▶ [DATA RECORDS]:
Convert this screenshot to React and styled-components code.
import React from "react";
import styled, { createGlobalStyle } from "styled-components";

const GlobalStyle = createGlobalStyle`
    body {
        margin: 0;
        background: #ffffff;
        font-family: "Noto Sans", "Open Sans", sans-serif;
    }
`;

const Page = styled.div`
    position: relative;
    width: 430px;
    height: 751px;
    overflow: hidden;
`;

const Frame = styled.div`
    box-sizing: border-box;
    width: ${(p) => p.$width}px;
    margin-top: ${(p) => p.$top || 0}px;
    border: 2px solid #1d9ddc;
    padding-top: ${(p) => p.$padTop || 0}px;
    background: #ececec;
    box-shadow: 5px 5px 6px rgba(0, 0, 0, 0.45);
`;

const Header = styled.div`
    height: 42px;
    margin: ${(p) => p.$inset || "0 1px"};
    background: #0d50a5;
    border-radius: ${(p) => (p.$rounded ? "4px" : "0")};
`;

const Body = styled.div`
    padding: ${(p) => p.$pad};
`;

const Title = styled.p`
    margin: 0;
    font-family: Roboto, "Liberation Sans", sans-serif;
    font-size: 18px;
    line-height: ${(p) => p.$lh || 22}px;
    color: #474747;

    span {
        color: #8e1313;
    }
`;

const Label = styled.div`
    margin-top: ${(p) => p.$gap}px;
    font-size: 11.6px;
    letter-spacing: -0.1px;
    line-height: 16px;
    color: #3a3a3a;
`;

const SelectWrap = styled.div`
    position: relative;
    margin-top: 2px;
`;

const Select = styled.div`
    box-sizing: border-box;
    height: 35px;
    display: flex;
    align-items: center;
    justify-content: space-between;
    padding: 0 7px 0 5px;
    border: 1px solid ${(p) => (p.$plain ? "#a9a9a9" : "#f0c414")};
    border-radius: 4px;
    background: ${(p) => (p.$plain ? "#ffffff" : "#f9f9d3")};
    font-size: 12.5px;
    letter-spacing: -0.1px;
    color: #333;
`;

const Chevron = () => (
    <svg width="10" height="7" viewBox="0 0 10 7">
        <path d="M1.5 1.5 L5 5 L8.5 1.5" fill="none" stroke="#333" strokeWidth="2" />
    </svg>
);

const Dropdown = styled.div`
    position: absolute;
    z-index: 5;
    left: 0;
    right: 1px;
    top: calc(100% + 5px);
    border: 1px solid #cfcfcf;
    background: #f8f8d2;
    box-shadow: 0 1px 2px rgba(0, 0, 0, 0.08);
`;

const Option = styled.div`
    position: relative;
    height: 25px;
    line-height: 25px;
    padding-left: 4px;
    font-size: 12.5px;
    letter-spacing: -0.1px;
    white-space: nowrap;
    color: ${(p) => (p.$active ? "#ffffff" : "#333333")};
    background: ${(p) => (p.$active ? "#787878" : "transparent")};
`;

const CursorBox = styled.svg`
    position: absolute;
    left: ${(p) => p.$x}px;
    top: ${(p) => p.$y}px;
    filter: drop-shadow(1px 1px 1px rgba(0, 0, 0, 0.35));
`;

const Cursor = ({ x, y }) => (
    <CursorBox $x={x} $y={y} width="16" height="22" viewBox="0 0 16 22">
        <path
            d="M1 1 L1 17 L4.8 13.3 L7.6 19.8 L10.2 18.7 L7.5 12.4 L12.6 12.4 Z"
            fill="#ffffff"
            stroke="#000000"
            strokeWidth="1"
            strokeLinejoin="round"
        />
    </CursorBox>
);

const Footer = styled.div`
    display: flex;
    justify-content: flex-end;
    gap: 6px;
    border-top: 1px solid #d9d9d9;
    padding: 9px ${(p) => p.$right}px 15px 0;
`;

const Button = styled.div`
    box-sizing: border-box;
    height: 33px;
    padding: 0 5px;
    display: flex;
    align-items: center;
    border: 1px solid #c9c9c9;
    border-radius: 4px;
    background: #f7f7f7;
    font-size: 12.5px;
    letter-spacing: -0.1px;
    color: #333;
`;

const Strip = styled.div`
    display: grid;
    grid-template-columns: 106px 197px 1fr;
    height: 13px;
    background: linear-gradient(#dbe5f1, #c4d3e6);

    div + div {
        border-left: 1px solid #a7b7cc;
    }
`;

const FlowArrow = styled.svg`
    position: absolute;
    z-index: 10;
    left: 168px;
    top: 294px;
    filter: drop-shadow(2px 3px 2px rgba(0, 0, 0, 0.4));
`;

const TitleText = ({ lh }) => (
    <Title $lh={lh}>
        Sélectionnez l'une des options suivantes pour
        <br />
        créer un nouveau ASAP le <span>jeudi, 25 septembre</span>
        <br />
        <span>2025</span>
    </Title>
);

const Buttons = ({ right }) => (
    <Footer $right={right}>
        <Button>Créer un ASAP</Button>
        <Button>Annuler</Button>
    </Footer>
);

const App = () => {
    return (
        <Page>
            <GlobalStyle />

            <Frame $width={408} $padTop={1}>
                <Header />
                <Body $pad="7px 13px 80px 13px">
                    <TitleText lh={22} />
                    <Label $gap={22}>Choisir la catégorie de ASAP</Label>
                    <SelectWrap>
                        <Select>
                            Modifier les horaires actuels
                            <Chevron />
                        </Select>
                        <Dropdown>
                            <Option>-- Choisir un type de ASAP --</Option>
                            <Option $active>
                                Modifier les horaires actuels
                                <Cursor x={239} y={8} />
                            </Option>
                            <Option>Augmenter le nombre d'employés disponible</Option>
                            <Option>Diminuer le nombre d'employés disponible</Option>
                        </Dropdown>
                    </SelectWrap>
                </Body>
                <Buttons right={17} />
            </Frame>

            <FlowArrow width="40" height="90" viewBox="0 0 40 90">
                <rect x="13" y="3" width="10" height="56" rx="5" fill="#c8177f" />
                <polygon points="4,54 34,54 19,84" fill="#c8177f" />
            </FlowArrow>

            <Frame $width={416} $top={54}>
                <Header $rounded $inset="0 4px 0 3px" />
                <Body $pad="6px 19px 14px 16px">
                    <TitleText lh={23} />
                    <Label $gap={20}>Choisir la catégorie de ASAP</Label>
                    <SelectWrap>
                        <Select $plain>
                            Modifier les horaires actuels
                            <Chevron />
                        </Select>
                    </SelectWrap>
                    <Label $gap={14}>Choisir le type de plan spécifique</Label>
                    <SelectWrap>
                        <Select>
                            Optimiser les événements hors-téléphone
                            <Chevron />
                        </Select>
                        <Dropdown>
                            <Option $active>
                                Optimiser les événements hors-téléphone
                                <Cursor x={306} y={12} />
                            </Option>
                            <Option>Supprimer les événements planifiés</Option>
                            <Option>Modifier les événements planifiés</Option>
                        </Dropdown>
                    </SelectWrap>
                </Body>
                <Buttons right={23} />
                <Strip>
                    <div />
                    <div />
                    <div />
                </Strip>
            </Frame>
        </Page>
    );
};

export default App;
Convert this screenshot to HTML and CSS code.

▶ [WORK TO BE COMPLETED]:
Produce an exact copy of all the records.

▶ [RESPONSE]:
Convert this screenshot to React and styled-components code.
import React from "react";
import styled, { createGlobalStyle } from "styled-components";

const GlobalStyle = createGlobalStyle`
    body {
        margin: 0;
        background: #ffffff;
        font-family: "Noto Sans", "Open Sans", sans-serif;
    }
`;

const Page = styled.div`
    position: relative;
    width: 430px;
    height: 751px;
    overflow: hidden;
`;

const Frame = styled.div`
    box-sizing: border-box;
    width: ${(p) => p.$width}px;
    margin-top: ${(p) => p.$top || 0}px;
    border: 2px solid #1d9ddc;
    padding-top: ${(p) => p.$padTop || 0}px;
    background: #ececec;
    box-shadow: 5px 5px 6px rgba(0, 0, 0, 0.45);
`;

const Header = styled.div`
    height: 42px;
    margin: ${(p) => p.$inset || "0 1px"};
    background: #0d50a5;
    border-radius: ${(p) => (p.$rounded ? "4px" : "0")};
`;

const Body = styled.div`
    padding: ${(p) => p.$pad};
`;

const Title = styled.p`
    margin: 0;
    font-family: Roboto, "Liberation Sans", sans-serif;
    font-size: 18px;
    line-height: ${(p) => p.$lh || 22}px;
    color: #474747;

    span {
        color: #8e1313;
    }
`;

const Label = styled.div`
    margin-top: ${(p) => p.$gap}px;
    font-size: 11.6px;
    letter-spacing: -0.1px;
    line-height: 16px;
    color: #3a3a3a;
`;

const SelectWrap = styled.div`
    position: relative;
    margin-top: 2px;
`;

const Select = styled.div`
    box-sizing: border-box;
    height: 35px;
    display: flex;
    align-items: center;
    justify-content: space-between;
    padding: 0 7px 0 5px;
    border: 1px solid ${(p) => (p.$plain ? "#a9a9a9" : "#f0c414")};
    border-radius: 4px;
    background: ${(p) => (p.$plain ? "#ffffff" : "#f9f9d3")};
    font-size: 12.5px;
    letter-spacing: -0.1px;
    color: #333;
`;

const Chevron = () => (
    <svg width="10" height="7" viewBox="0 0 10 7">
        <path d="M1.5 1.5 L5 5 L8.5 1.5" fill="none" stroke="#333" strokeWidth="2" />
    </svg>
);

const Dropdown = styled.div`
    position: absolute;
    z-index: 5;
    left: 0;
    right: 1px;
    top: calc(100% + 5px);
    border: 1px solid #cfcfcf;
    background: #f8f8d2;
    box-shadow: 0 1px 2px rgba(0, 0, 0, 0.08);
`;

const Option = styled.div`
    position: relative;
    height: 25px;
    line-height: 25px;
    padding-left: 4px;
    font-size: 12.5px;
    letter-spacing: -0.1px;
    white-space: nowrap;
    color: ${(p) => (p.$active ? "#ffffff" : "#333333")};
    background: ${(p) => (p.$active ? "#787878" : "transparent")};
`;

const CursorBox = styled.svg`
    position: absolute;
    left: ${(p) => p.$x}px;
    top: ${(p) => p.$y}px;
    filter: drop-shadow(1px 1px 1px rgba(0, 0, 0, 0.35));
`;

const Cursor = ({ x, y }) => (
    <CursorBox $x={x} $y={y} width="16" height="22" viewBox="0 0 16 22">
        <path
            d="M1 1 L1 17 L4.8 13.3 L7.6 19.8 L10.2 18.7 L7.5 12.4 L12.6 12.4 Z"
            fill="#ffffff"
            stroke="#000000"
            strokeWidth="1"
            strokeLinejoin="round"
        />
    </CursorBox>
);

const Footer = styled.div`
    display: flex;
    justify-content: flex-end;
    gap: 6px;
    border-top: 1px solid #d9d9d9;
    padding: 9px ${(p) => p.$right}px 15px 0;
`;

const Button = styled.div`
    box-sizing: border-box;
    height: 33px;
    padding: 0 5px;
    display: flex;
    align-items: center;
    border: 1px solid #c9c9c9;
    border-radius: 4px;
    background: #f7f7f7;
    font-size: 12.5px;
    letter-spacing: -0.1px;
    color: #333;
`;

const Strip = styled.div`
    display: grid;
    grid-template-columns: 106px 197px 1fr;
    height: 13px;
    background: linear-gradient(#dbe5f1, #c4d3e6);

    div + div {
        border-left: 1px solid #a7b7cc;
    }
`;

const FlowArrow = styled.svg`
    position: absolute;
    z-index: 10;
    left: 168px;
    top: 294px;
    filter: drop-shadow(2px 3px 2px rgba(0, 0, 0, 0.4));
`;

const TitleText = ({ lh }) => (
    <Title $lh={lh}>
        Sélectionnez l'une des options suivantes pour
        <br />
        créer un nouveau ASAP le <span>jeudi, 25 septembre</span>
        <br />
        <span>2025</span>
    </Title>
);

const Buttons = ({ right }) => (
    <Footer $right={right}>
        <Button>Créer un ASAP</Button>
        <Button>Annuler</Button>
    </Footer>
);

const App = () => {
    return (
        <Page>
            <GlobalStyle />

            <Frame $width={408} $padTop={1}>
                <Header />
                <Body $pad="7px 13px 80px 13px">
                    <TitleText lh={22} />
                    <Label $gap={22}>Choisir la catégorie de ASAP</Label>
                    <SelectWrap>
                        <Select>
                            Modifier les horaires actuels
                            <Chevron />
                        </Select>
                        <Dropdown>
                            <Option>-- Choisir un type de ASAP --</Option>
                            <Option $active>
                                Modifier les horaires actuels
                                <Cursor x={239} y={8} />
                            </Option>
                            <Option>Augmenter le nombre d'employés disponible</Option>
                            <Option>Diminuer le nombre d'employés disponible</Option>
                        </Dropdown>
                    </SelectWrap>
                </Body>
                <Buttons right={17} />
            </Frame>

            <FlowArrow width="40" height="90" viewBox="0 0 40 90">
                <rect x="13" y="3" width="10" height="56" rx="5" fill="#c8177f" />
                <polygon points="4,54 34,54 19,84" fill="#c8177f" />
            </FlowArrow>

            <Frame $width={416} $top={54}>
                <Header $rounded $inset="0 4px 0 3px" />
                <Body $pad="6px 19px 14px 16px">
                    <TitleText lh={23} />
                    <Label $gap={20}>Choisir la catégorie de ASAP</Label>
                    <SelectWrap>
                        <Select $plain>
                            Modifier les horaires actuels
                            <Chevron />
                        </Select>
                    </SelectWrap>
                    <Label $gap={14}>Choisir le type de plan spécifique</Label>
                    <SelectWrap>
                        <Select>
                            Optimiser les événements hors-téléphone
                            <Chevron />
                        </Select>
                        <Dropdown>
                            <Option $active>
                                Optimiser les événements hors-téléphone
                                <Cursor x={306} y={12} />
                            </Option>
                            <Option>Supprimer les événements planifiés</Option>
                            <Option>Modifier les événements planifiés</Option>
                        </Dropdown>
                    </SelectWrap>
                </Body>
                <Buttons right={23} />
                <Strip>
                    <div />
                    <div />
                    <div />
                </Strip>
            </Frame>
        </Page>
    );
};

export default App;
Convert this screenshot to HTML and CSS code.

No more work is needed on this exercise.